Increased pesticide contamination of EU fruit and vegetables
Concerns have been raised in the EU Parliament over figures released by NGO Générations Futures, highlighting pesticide residues in more than 70% of non-organic fruit, and 41% of vegetables. Even more worryingly, 2.7% of fruit and 3.5% of vegetables were found to be above the maximum residue limit. In his answer, Commissioner Andriukaitis, dismissed concerns, stating, “The EU regulatory system for pesticides is one of the strictest in the world. All plant protection products must be thoroughly assessed for their safety before they can be placed on the market“. This comes alongside an EFSA monitoring report revealing an increase in pesticide contamination in fruit and vegetables consumed in the EU. Despite reassurances, the effects of toxic mixtures of different pesticides is still unknown leaving EFSA safety claims unproven. Our advice is to go organic wherever possible, stick to the ‘Clean Fifteen’ for non-organic fruit and veg and absolutely avoid the ‘Dirty Dozen’.
Cornflakes sugar spike!
With full focus on the increasing rates of type 2 diabetes around the world, a new study has sought to show how common every day foods can cause blood sugar spikes in otherwise healthy people. Baseline measurements allowed the study group to be split into three different ‘glucotypes’ based on their blood sugar patterns – low, severe and moderate variability. To test how the different glucotypes reacted to the same meal, participants were either given cornflakes with milk, bread with peanut butter or a protein bar. Despite reacting uniquely to each breakfast, cornflakes in particular caused significant blood sugar spikes in the majority of people tested. Unsurprisingly, researchers commented, “It is plausible that these commonly eaten foods might be adverse for the health of the majority of adults in the world population” – not exactly rocket science to those in natural health circles!
Farmed salmon omega 3: Gone Fishing… for GMOs
Levels of omega 3 oils in farmed salmon are at an historic all-time low. For salmon in the wild, these oils come from eating other oil-rich species. Fast growing supermarket demand and the increase in fish farms is not only compromising the health of the salmon, but our health benefits too. In efforts to increase omega 3 levels in the salmon, researchers have added a marine algal gene to the Camelina sativa plant, used in feed, intended to produce vegetable oil, which is a world away from the natural food of salmon. Our advice is to avoid farmed salmon and steer clear of the potential for vertical gene transfer of GMOs, as well as all the other health hazards associated with eating polluted fish.
CBD Oil improves pancreatic cancer survival rates
Pancreatic cancer is still generally considered to be incurable.
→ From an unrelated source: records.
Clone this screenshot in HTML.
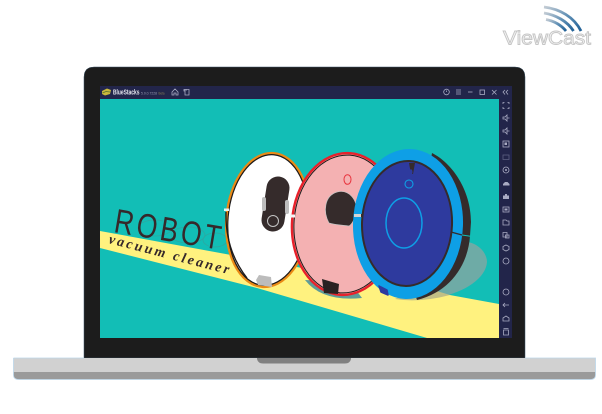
<!DOCTYPE html>
<html><head><meta charset="utf-8"><style>
html,body{margin:0;padding:0;background:#fff;width:602px;height:414px;overflow:hidden}
svg{display:block;filter:blur(.3px)}
text{font-family:"Liberation Sans",sans-serif}
</style></head><body>
<svg width="602" height="414" viewBox="0 0 602 414" xmlns="http://www.w3.org/2000/svg">
<defs>
<clipPath id="scr"><rect x="100" y="99" width="399" height="239"/></clipPath>
<linearGradient id="arc" x1="0" x2="1" y1="0" y2="1"><stop offset="0" stop-color="#c4ccd4"/><stop offset=".5" stop-color="#5f8fb5"/><stop offset="1" stop-color="#1f5f95"/></linearGradient>
</defs>

<!-- logo -->
<g fill="none" stroke="url(#arc)" stroke-width="2.800">
<path d="M544 7C560 9 574 17 581 31"/>
<path d="M544 13C556 15 567 21 573.500 31"/>
<path d="M546 19.500C554 21 561 25 566 31"/>
</g>
<text x="503" y="44.500" font-size="19" textLength="88" lengthAdjust="spacingAndGlyphs" fill="#f6f6f6" stroke="#c6c6c6" stroke-width=".9">ViewCast</text>

<!-- laptop -->
<path d="M84 358V77Q84 67 94 67H515Q525 67 525 77V358Z" fill="#1c1c1c" stroke="#3d5568" stroke-width=".5"/>
<rect x="100" y="86" width="412" height="13" fill="#22254a"/>
<rect x="499" y="86" width="13" height="252" fill="#22254a"/>
<rect x="13.500" y="358" width="582" height="14" fill="#d1d1d1"/>
<path d="M13.500 372H595.500V375Q595.500 379.500 590 379.500H19Q13.500 379.500 13.500 375Z" fill="#9a9a9a"/>
<path d="M13.500 358H84M525 358H595.500V375Q595.500 379.500 590 379.500H19Q13.500 379.500 13.500 375V358" fill="none" stroke="#bcd6ea" stroke-width=".8"/>
<path d="M257 358H351V359Q350 363.500 345 363.500H263Q258 363.500 257 359Z" fill="#808080"/>

<!-- screen -->
<g clip-path="url(#scr)">
<rect x="100" y="99" width="399" height="239" fill="#12beb6"/>
<path d="M100 231L499 304V338H427L257 288L100 248Z" fill="#fff27f"/>
<!-- shadows -->
<path d="M420 297C410 280 430 250 460 242C476 240 487 252 487 262C486 278 465 292 440 297Z" fill="#6eaba6"/>
<path d="M395 299Q420 303 450 295L420 286Z" fill="#c3bf85"/>
<path d="M305 280Q322 302 362 298L350 282Z" fill="#5f9c98"/>

<!-- ghost text -->
<g fill="none" stroke="#2ea7a1" stroke-width=".8"><ellipse cx="155" cy="228" rx="17" ry="8"/><ellipse cx="188" cy="235" rx="17" ry="8"/><ellipse cx="215" cy="240" rx="12" ry="7"/></g>

<!-- ROBOT -->
<text transform="translate(113 232) rotate(9.500) scale(.78 1)" font-size="34" letter-spacing="4.200" fill="#35282a">ROBOT</text>
<text transform="translate(108 243) rotate(14.500)" style='font-family:"Liberation Serif",serif' font-size="14" font-style="italic" font-weight="bold" textLength="124" fill="#35282a">vacuum cleaner</text>

<!-- white robot -->
<g transform="rotate(5 268 220)">
<ellipse cx="268" cy="220" rx="41.500" ry="67" fill="#fff" stroke="#ea8a16" stroke-width="2.600"/>
<ellipse cx="268" cy="220" rx="40" ry="65.500" fill="none" stroke="#1d1a1a" stroke-width="1.200"/>
</g>
<path d="M226 212Q225 250 247 278" fill="none" stroke="#1d1a1a" stroke-width="1.300"/>
<rect x="224" y="208.500" width="5" height="2.500" fill="#e8f6f4"/>
<path d="M278 188L273 220" stroke="#352b2b" stroke-width="23" stroke-linecap="round"/>
<rect x="262" y="197" width="4" height="14" rx="2" fill="#bdbdbd"/>
<rect x="285" y="200" width="4" height="14" rx="2" fill="#bdbdbd"/>
<circle cx="273" cy="221" r="5.500" fill="none" stroke="#c4c4c4" stroke-width="1"/>
<path d="M259 275L271 277L272 287L258 285L256 280Z" fill="#bcbcbc"/>

<!-- pink robot -->
<g transform="rotate(4 345 224)">
<ellipse cx="345" cy="224" rx="53" ry="71" fill="#f4b1b2" stroke="#e8212b" stroke-width="2.400"/>
<ellipse cx="345" cy="224" rx="51" ry="69" fill="none" stroke="#1d1a1a" stroke-width="1"/>
</g>
<rect x="290" y="214.500" width="5" height="3" fill="#f5f5f5"/>
<ellipse cx="347.500" cy="179.500" rx="3.500" ry="4.800" fill="none" stroke="#e8333d" stroke-width="1"/>
<path d="M329 223C323 212 324 196 337 192C349 189 358 200 356 212C355 220 351 225 349 226C342 225 335 225 329 223Z" fill="#352b2b" stroke="#c4c4c4" stroke-width=".7"/>
<path d="M322 279L339 284L338 294L324 293Z" fill="#2a2222"/>

<!-- blue robot -->
<path d="M432 153C452 163 471 190 471 222L470 236C468 265 450 292 417 300L410 280Z" fill="#352b2b"/>
<g transform="rotate(2 408 224)">
<ellipse cx="408" cy="224" rx="55" ry="75" fill="#0e9fe6"/>
<ellipse cx="407" cy="223.500" rx="45" ry="62.500" fill="#2e3a9e" stroke="#352b2b" stroke-width="2"/>
</g>
<path d="M409 163L415 163L413 174H411Z" fill="#352b2b"/>
<ellipse cx="411" cy="172" rx="1.500" ry="2.800" fill="#2e3a9e"/>
<circle cx="409" cy="184" r="4" fill="none" stroke="#0e9fe6" stroke-width="1.100"/>
<ellipse cx="404" cy="223" rx="18" ry="25" fill="none" stroke="#0e9fe6" stroke-width="1.500"/>
<rect x="354" y="214" width="7" height="3" fill="#d5d5d5"/>
<rect x="361" y="214" width="2" height="3" fill="#352b2b"/>
<path d="M451 232L462 235" stroke="#352b2b" stroke-width="1.400"/>
<path d="M462 235L472 236.500" stroke="#12beb6" stroke-width="1"/>
<path d="M379 286L387 290L388 295L381 292Z" fill="#2e3a9e" stroke="#2e3a9e" stroke-width="1.500" stroke-linejoin="round"/>
</g>

<!-- title bar -->
<path d="M102 91L107 88.500L111 90L110 94L105 95.500L102 94Z" fill="#c9b83c"/>
<path d="M102.500 93L106 91.500L110 92" stroke="#55702e" stroke-width=".7" fill="none"/>
<text x="113" y="94.500" font-size="7" font-weight="bold" textLength="26.500" lengthAdjust="spacingAndGlyphs" fill="#e6e7ef">BlueStacks</text>
<text x="141" y="94.500" font-size="4" textLength="16" lengthAdjust="spacingAndGlyphs" fill="#9a9cb3">5.0.0.7228</text>
<text x="158.500" y="94.500" font-size="4" textLength="6" lengthAdjust="spacingAndGlyphs" fill="#8d7f55">Beta</text>

<g fill="none" stroke="#a9abc2" stroke-width=".8">
<path d="M172 92L175 89L178 92V95H176V93H174V95H172Z"/>
<path d="M184 89.500H189V95H185V91H184ZM183.500 90H187"/>
<!-- right title icons -->
<circle cx="446.500" cy="92" r="2.800"/><path d="M446.500 90.500V92"/>
<path d="M456 90H461M456 92H461M456 94H461"/>
<path d="M468 92H472.500"/>
<rect x="480" y="90" width="4.500" height="4.500"/>
<path d="M492 90L496.500 94.500M496.500 90L492 94.500"/>
<path d="M505 90L503 92L505 94.500M508 90L506 92L508 94.500"/>

<!-- side icons -->
<path d="M503 104V102.500H504.500M507.500 102.500H509V104M509 107V108.500H507.500M504.500 108.500H503V107"/>
<path d="M503 117H505L507 115V121L505 119H503ZM507 118H509.500"/>
<path d="M503 130H505L507 128V134L505 132H503ZM507 131H509.500"/>
<rect x="503" y="141" width="6" height="6"/>
<rect x="503" y="155" width="6" height="4.500" stroke="#5d5f80"/>
<circle cx="506" cy="170" r="3"/>
<rect x="503" y="207" width="6" height="5"/>
<path d="M503 220H506L507 221H509V225H503Z"/>
<path d="M503 232.500H507V237H503ZM505.500 235H509V238H505.500Z"/>
<path d="M506 245L509 246.500V249.500L506 251L503 249.500V246.500Z"/>
<circle cx="506" cy="261" r="3"/>
<circle cx="506" cy="292" r="3"/>
<path d="M509 305H503M505 303L503 305L505 307"/>
<path d="M503 321V318L506 316L509 318V321Z"/>
<path d="M503.500 330H508.500V335H503.500ZM503.500 328.500H508.500"/>
</g>
<g fill="#a9abc2">
<rect x="504.500" y="142.500" width="2.500" height="2.500"/>
<circle cx="506" cy="170" r="1"/>
<path d="M503 185.500H509.500V184L507.500 182H505L503 184Z"/>
<path d="M503 195.500H505V194H507V195.500H509V199H503Z"/>
<rect x="504.500" y="208.500" width="3" height="2"/>
</g>
</svg>
</body></html>
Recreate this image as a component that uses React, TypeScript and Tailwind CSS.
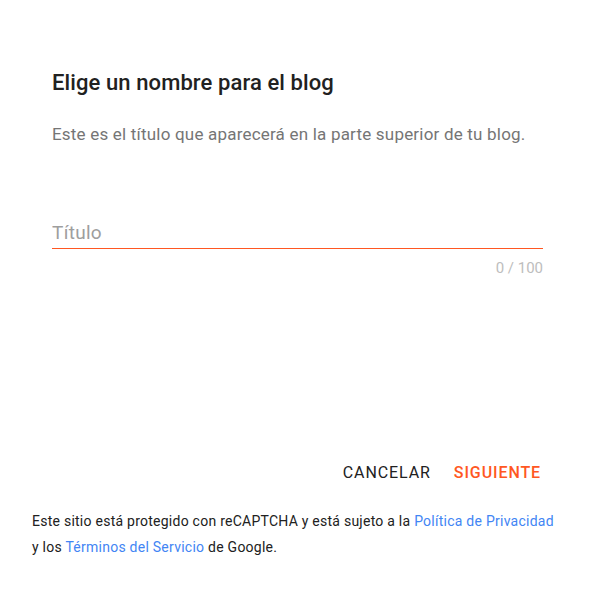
export default function App() {
  return (
    <div className="w-[597px] h-[590px] bg-white font-['Roboto',sans-serif] text-[#212121]">
      <div className="pl-[52px] pr-[54px] pt-[68px]">
        <h1 className="text-[22px] leading-[30px] font-medium tracking-[0.1px] text-[#212121]">
          Elige un nombre para el blog
        </h1>
        <p className="mt-[24px] text-[17px] leading-[24px] tracking-[0.2px] text-[#757575]">
          Este es el título que aparecerá en la parte superior de tu blog.
        </p>
        <div className="mt-[72px]">
          <input
            placeholder="Título"
            className="w-full h-[31px] text-[19px] tracking-[0.3px] outline-none border-b border-[#ff5722] placeholder:text-[#9e9e9e] pb-[2px]"
          />
          <div className="mt-[9px] text-right text-[15px] leading-[20px] text-[#bdbdbd]">0 / 100</div>
        </div>
      </div>
      <div className="flex justify-end gap-[23px] pr-[56px] mt-[185px]">
        <button className="text-[16px] leading-[20px] tracking-[0.9px] text-[#212121]">CANCELAR</button>
        <button className="text-[16px] leading-[20px] font-medium tracking-[0.9px] text-[#ff5722]">SIGUIENTE</button>
      </div>
      <p className="mt-[25px] pl-[32px] pr-[40px] text-[14px] leading-[26px] tracking-[0.25px] text-[#212121]">
        Este sitio está protegido con reCAPTCHA y está sujeto a la{" "}
        <a className="text-[#4285f4]">Política de Privacidad</a> y los{" "}
        <a className="text-[#4285f4]">Términos del Servicio</a> de Google.
      </p>
    </div>
  );
}
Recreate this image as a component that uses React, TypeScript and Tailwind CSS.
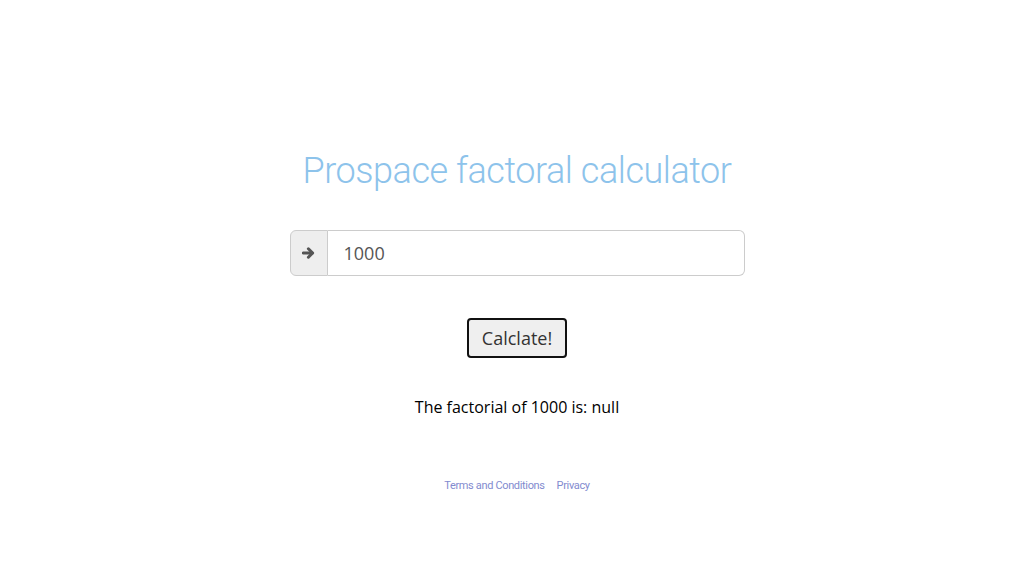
export default function App() {
  return (
    <div className="min-h-[576px] bg-white flex flex-col items-center pt-[149px]" style={{ fontFamily: "'Open Sans', sans-serif" }}>
      <h1
        className="text-[36px] leading-[44px] font-light text-[#8dc3eb] tracking-[-0.45px]"
        style={{ fontFamily: "Roboto, sans-serif" }}
      >
        Prospace factoral calculator
      </h1>
      <div className="mt-[37px] flex w-[455px] h-[46px]">
        <div className="w-[38px] flex items-center justify-center bg-[#eeeeee] border border-[#cccccc] rounded-l-[6px]">
          <svg width="13" height="12" viewBox="0 0 13 12" aria-hidden="true">
            <path d="M1.2 6h9" stroke="#555" strokeWidth="3" strokeLinecap="round" />
            <path d="M6.4 1.8 10.6 6 6.4 10.2" fill="none" stroke="#555" strokeWidth="3" strokeLinecap="round" strokeLinejoin="round" />
          </svg>
        </div>
        <div className="flex-1 flex items-center border border-l-0 border-[#cccccc] rounded-r-[6px] px-4 text-[18px] text-[#555555]">
          1000
        </div>
      </div>
      <button className="mt-[42px] w-[100px] h-[40px] border-2 border-[#111111] rounded-[4px] bg-[#efefef] text-[18px] text-[#333333]">
        Calclate!
      </button>
      <p className="mt-[37px] text-[16px] leading-[24px] text-black">The factorial of 1000 is: null</p>
      <div className="mt-[59px] flex gap-[12px] text-[11px] leading-[16px] text-[#828bcf] tracking-[-0.35px]" style={{ fontFamily: "Roboto, sans-serif" }}>
        <span>Terms and Conditions</span>
        <span>Privacy</span>
      </div>
    </div>
  );
}
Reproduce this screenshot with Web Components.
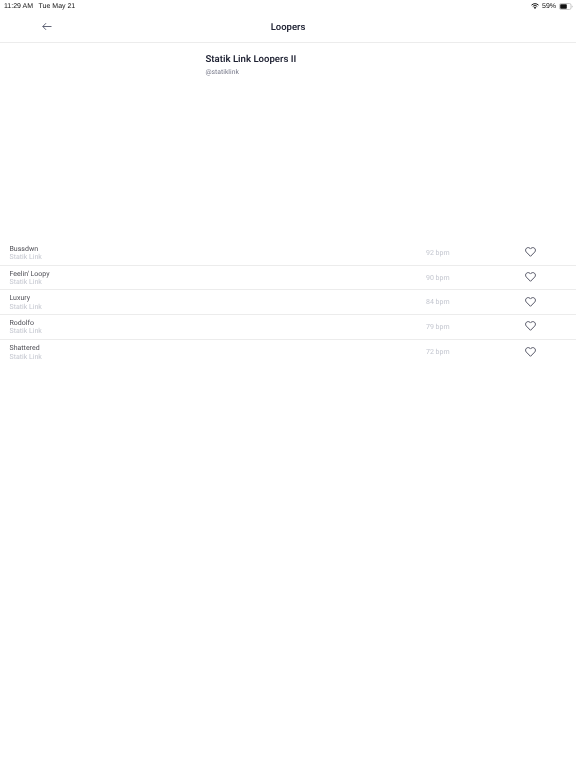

However, new research, led by Queen Mary University of London and Curtin University, Australia, tested the use of cannabidiol (CBD) and gemcitabine (one of the most used drugs to treat pancreatic cancer) in a recent mouse model offers patients new hope. Mice treated with the CBD/drug combination survived up to three times longer than those treated with chemotherapy alone. Whilst good news for pancreatic cancer sufferers, it does open the door for pharmaceutical companies to pursue new drugs from cannabis, potentially blocking an established natural health market.
Fracking increases air pollution
Following the issue of a license to frack in Lancashire to Cuadrilla, a UK government report, first given to ministers in 2015, was quietly published showing shale gas extraction is likely to increase air pollution nationally. There is no added surprise it was also shown to potentially have the greatest impact in local areas around the fracking site. Further calls are now being made to urgently review the decision to grant licenses to frack across the country. We hope that there is a report being compiled on the potential for fracking to pollute local waterways too.
Cochrane HPV vaccine review criticised
The controversy continues. Touted as being cancer protective and totally safe, anyone who suggests the HPV vaccine is anything less risks being shot down in flames. A recent Cochrane Review underpinned health authorities’ message of the vaccines considered safety and purported effectiveness, concluding success on its part – despite admittance that the studies were not sufficient or large enough to evaluate cervical cancer outcomes. Members of the Nordic Cochrane Review have heavily criticised the trial, damning it as both biased and limited with the World Mercury Project claiming ‘reasonable doubt’ over conflicts of interest and bad science. Such flaws in trial papers only serve to strengthen the importance of properly informed, freedom of choice with vaccinations. More information can be found on the ANH-Intl Vaccine Choice campaign page.
Neonicotinoid use in US wild areas
The US Center for Food Safety has rescinded a previous ban on the use of neonicotinoids in wildlife refuge areas, despite their links to declining pollinator populations. They stated that, rather than there being a blanket ban, use would be decided on a case by case basis. Fish and Wildlife Service deputy director Greg Sheehan said the change was needed to ensure adequate forage for commonly hunted wildlife in these areas. Perhaps yet another case of following the money trail, which no doubt leads all the way back to Big AgroChem?